- **EXERCISE**
From the entries below, gather every line containing the string "this".

- **STORED DATA**
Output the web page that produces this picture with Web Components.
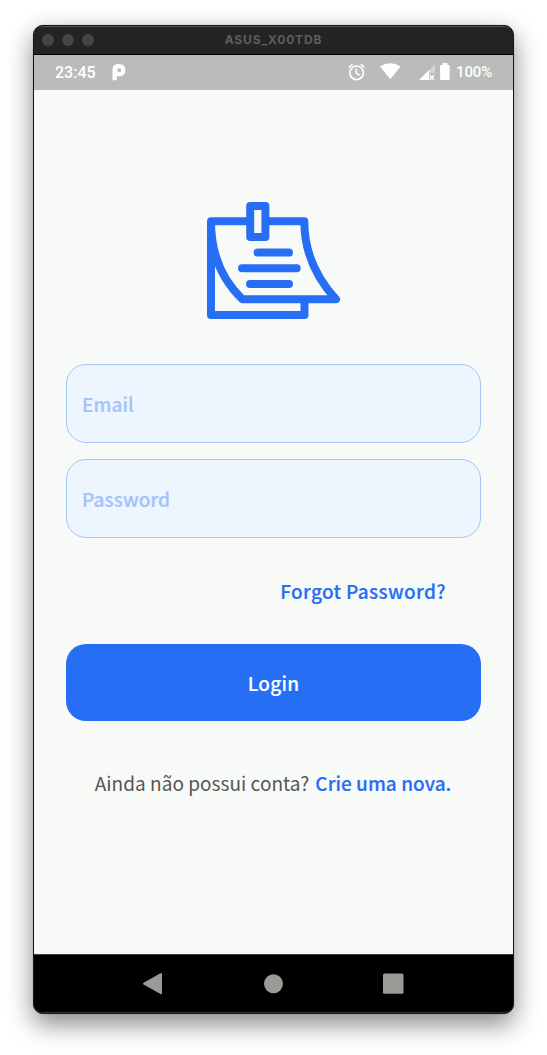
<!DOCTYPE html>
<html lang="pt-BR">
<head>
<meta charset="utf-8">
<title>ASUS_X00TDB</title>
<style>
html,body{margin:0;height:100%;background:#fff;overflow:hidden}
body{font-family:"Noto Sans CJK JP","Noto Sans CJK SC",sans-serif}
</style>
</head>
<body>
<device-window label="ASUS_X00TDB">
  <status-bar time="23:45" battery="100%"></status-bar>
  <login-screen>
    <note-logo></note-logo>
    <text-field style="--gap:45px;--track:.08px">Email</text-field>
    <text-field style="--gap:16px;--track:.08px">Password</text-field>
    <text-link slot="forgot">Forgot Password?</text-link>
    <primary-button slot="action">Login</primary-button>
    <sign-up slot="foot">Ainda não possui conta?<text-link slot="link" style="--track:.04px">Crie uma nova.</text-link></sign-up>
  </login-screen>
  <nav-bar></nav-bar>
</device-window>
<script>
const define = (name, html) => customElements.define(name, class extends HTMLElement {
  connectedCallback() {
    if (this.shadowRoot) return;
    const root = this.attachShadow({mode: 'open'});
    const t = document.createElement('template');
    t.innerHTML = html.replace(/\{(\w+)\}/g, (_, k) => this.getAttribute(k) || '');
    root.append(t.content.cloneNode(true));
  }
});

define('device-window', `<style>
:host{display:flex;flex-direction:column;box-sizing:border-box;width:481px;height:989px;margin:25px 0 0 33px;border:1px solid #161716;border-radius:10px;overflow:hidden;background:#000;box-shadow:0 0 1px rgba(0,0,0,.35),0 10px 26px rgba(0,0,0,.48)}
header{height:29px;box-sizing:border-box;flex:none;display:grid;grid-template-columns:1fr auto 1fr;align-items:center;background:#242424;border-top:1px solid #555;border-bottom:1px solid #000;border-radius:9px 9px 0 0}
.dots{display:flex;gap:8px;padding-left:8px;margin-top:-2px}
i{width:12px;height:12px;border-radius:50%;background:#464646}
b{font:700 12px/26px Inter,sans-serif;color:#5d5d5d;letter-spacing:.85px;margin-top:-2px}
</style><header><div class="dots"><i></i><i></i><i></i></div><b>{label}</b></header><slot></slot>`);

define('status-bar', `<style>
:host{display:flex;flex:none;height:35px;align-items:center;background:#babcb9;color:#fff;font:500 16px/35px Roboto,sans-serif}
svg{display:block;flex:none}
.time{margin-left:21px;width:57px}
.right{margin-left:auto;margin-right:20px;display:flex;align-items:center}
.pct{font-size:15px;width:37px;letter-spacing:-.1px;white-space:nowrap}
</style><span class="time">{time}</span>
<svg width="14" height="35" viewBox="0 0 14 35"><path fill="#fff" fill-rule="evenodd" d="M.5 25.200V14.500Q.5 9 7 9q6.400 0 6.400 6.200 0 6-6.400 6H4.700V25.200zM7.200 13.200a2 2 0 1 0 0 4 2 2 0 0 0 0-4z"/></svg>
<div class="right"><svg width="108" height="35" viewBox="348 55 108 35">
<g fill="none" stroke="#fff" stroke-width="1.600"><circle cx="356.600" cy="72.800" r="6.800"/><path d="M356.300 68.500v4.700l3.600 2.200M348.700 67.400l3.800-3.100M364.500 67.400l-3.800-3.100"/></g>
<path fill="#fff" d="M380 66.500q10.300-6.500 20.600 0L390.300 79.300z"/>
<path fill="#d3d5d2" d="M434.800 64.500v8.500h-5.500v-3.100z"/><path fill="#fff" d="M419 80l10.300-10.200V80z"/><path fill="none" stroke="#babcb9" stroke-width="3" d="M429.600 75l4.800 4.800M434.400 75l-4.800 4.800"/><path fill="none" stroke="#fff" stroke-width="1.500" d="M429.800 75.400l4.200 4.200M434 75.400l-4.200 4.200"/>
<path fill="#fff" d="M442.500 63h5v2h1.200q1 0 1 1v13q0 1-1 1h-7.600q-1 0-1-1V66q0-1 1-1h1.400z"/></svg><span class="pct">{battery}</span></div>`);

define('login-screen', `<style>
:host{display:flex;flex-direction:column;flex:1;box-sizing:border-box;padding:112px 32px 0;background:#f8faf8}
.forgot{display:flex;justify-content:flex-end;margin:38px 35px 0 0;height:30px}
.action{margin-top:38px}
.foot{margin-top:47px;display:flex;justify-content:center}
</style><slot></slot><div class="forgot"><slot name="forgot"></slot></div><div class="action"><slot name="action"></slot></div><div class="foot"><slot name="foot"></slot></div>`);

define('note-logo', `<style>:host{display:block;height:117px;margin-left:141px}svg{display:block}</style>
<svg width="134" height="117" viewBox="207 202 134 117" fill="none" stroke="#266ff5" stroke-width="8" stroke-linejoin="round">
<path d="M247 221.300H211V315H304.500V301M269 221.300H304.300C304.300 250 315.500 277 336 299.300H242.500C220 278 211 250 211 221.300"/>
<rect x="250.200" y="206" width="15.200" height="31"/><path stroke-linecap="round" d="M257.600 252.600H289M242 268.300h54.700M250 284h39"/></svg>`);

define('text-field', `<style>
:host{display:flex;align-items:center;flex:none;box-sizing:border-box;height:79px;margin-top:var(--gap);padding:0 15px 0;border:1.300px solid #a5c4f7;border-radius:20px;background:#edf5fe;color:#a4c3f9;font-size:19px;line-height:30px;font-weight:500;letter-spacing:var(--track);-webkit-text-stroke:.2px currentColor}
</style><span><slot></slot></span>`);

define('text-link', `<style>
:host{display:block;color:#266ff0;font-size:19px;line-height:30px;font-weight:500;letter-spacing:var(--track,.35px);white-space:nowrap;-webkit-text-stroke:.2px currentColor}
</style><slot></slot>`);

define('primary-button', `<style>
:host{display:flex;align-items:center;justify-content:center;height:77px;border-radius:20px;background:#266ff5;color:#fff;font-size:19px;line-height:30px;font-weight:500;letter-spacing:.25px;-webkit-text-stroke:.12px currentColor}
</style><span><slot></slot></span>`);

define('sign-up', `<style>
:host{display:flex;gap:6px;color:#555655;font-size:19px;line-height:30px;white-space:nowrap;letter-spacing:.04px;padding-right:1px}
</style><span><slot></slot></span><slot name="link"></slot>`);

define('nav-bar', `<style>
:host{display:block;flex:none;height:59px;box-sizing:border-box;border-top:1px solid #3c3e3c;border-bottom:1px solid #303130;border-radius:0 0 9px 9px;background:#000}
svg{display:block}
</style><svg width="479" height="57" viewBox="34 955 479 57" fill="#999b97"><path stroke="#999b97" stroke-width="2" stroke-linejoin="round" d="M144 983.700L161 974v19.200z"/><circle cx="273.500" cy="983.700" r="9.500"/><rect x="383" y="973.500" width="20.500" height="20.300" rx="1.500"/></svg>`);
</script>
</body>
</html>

==

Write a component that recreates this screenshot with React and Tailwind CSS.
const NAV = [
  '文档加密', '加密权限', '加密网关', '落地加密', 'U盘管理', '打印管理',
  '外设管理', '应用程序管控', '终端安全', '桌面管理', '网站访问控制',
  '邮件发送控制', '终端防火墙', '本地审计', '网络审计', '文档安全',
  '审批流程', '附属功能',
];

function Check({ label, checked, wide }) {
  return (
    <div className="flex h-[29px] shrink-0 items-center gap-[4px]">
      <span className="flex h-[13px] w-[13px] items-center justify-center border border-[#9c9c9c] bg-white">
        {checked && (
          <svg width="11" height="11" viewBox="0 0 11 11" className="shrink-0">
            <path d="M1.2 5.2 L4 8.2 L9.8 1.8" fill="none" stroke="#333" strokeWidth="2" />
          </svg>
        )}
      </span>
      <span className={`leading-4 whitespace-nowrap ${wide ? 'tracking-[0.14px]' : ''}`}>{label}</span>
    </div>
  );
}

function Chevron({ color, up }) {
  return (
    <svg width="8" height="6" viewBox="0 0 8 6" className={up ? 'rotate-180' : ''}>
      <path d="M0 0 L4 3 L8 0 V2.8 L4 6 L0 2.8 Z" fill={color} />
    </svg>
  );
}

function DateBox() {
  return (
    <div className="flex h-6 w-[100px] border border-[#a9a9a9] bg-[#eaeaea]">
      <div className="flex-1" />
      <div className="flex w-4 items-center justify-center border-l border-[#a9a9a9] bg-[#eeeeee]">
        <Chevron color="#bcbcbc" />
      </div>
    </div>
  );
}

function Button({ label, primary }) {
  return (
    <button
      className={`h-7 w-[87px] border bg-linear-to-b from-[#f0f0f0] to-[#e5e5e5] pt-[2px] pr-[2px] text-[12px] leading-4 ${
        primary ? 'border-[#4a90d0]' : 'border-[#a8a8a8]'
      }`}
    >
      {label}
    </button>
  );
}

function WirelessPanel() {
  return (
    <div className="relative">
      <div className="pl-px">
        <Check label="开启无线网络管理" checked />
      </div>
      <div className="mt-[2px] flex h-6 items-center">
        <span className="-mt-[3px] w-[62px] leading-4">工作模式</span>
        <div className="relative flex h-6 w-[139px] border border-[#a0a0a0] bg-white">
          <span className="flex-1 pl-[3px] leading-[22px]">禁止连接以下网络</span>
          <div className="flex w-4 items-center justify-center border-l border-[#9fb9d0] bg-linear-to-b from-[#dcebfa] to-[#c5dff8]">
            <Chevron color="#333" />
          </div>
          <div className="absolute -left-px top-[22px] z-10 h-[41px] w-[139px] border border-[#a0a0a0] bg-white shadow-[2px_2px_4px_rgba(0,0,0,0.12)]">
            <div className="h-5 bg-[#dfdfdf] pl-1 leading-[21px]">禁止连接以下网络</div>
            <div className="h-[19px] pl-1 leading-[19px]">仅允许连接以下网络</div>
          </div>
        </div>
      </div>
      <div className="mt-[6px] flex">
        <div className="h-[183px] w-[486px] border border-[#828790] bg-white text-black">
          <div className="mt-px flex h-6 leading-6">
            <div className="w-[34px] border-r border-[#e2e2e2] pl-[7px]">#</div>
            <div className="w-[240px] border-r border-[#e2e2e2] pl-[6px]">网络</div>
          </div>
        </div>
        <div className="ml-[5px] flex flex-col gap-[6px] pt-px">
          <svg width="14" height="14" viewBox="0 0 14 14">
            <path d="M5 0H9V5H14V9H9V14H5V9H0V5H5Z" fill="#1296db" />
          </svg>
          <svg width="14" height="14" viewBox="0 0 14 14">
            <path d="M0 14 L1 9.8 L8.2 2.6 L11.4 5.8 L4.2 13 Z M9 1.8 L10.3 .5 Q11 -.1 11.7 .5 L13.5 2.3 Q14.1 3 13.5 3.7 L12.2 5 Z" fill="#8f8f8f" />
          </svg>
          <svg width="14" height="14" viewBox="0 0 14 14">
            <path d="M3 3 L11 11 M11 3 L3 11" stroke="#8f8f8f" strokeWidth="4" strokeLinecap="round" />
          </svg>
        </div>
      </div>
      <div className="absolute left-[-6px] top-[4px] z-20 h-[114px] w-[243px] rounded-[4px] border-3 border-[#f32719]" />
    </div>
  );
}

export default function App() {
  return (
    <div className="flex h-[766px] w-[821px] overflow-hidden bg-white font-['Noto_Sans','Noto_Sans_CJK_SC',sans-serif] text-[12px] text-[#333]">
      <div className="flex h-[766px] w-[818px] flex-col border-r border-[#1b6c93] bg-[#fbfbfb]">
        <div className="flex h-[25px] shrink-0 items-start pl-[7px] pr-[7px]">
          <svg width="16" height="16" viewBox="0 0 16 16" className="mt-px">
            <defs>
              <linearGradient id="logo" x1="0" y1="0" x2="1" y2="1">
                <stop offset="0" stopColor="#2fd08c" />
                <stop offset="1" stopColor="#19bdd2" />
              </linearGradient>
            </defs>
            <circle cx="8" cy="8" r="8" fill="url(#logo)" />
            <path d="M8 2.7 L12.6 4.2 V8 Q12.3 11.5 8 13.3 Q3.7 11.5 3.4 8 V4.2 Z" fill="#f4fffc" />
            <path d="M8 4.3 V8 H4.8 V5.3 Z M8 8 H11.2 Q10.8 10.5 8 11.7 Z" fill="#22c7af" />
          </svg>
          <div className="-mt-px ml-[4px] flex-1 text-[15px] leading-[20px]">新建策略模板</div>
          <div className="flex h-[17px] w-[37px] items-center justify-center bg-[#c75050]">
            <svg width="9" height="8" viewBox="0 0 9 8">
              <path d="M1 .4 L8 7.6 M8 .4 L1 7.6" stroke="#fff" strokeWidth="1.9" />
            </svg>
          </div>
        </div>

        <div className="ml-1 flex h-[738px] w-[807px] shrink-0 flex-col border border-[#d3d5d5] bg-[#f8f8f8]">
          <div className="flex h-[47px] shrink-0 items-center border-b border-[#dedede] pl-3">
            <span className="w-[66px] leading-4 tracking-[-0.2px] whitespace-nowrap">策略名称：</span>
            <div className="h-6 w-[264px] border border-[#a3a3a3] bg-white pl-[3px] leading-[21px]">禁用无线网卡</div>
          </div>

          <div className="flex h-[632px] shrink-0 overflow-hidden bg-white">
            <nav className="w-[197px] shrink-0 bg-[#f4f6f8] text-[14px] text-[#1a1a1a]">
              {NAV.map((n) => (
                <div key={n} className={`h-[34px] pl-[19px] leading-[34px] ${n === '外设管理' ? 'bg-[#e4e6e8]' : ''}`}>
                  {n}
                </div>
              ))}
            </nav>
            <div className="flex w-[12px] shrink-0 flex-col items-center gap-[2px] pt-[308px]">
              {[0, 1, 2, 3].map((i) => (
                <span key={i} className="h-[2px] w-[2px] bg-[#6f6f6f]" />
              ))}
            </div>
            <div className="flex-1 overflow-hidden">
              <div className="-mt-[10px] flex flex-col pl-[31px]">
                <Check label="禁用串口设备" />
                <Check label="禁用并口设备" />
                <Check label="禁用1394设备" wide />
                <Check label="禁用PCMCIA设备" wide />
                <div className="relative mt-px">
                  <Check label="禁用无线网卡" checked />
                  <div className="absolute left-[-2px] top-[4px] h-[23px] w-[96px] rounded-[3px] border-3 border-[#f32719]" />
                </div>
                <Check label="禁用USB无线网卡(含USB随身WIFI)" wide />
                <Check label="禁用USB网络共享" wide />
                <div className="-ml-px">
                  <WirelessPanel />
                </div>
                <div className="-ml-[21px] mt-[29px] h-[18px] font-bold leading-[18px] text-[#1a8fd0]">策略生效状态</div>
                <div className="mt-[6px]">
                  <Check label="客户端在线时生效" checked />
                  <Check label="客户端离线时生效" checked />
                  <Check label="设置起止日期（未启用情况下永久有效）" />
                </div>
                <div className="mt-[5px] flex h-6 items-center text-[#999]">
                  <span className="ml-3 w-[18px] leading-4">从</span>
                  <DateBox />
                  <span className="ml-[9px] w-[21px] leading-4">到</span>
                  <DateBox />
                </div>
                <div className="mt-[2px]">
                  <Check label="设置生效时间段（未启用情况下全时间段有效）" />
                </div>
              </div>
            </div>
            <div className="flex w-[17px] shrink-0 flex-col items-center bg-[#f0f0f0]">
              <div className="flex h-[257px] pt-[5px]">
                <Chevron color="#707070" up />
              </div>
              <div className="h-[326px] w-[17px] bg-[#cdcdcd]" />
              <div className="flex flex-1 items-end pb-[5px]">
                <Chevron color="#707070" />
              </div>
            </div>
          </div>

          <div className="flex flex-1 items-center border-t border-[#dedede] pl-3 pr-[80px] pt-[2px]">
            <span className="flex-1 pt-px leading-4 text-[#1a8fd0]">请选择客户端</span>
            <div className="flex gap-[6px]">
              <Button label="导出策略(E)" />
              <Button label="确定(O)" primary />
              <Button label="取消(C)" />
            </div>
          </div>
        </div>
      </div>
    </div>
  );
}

- **SOLUTION TO THE EXERCISE**
Output the web page that produces this picture with Web Components.
    if (this.shadowRoot) return;
    const root = this.attachShadow({mode: 'open'});
    t.innerHTML = html.replace(/\{(\w+)\}/g, (_, k) => this.getAttribute(k) || '');
Write a component that recreates this screenshot with React and Tailwind CSS.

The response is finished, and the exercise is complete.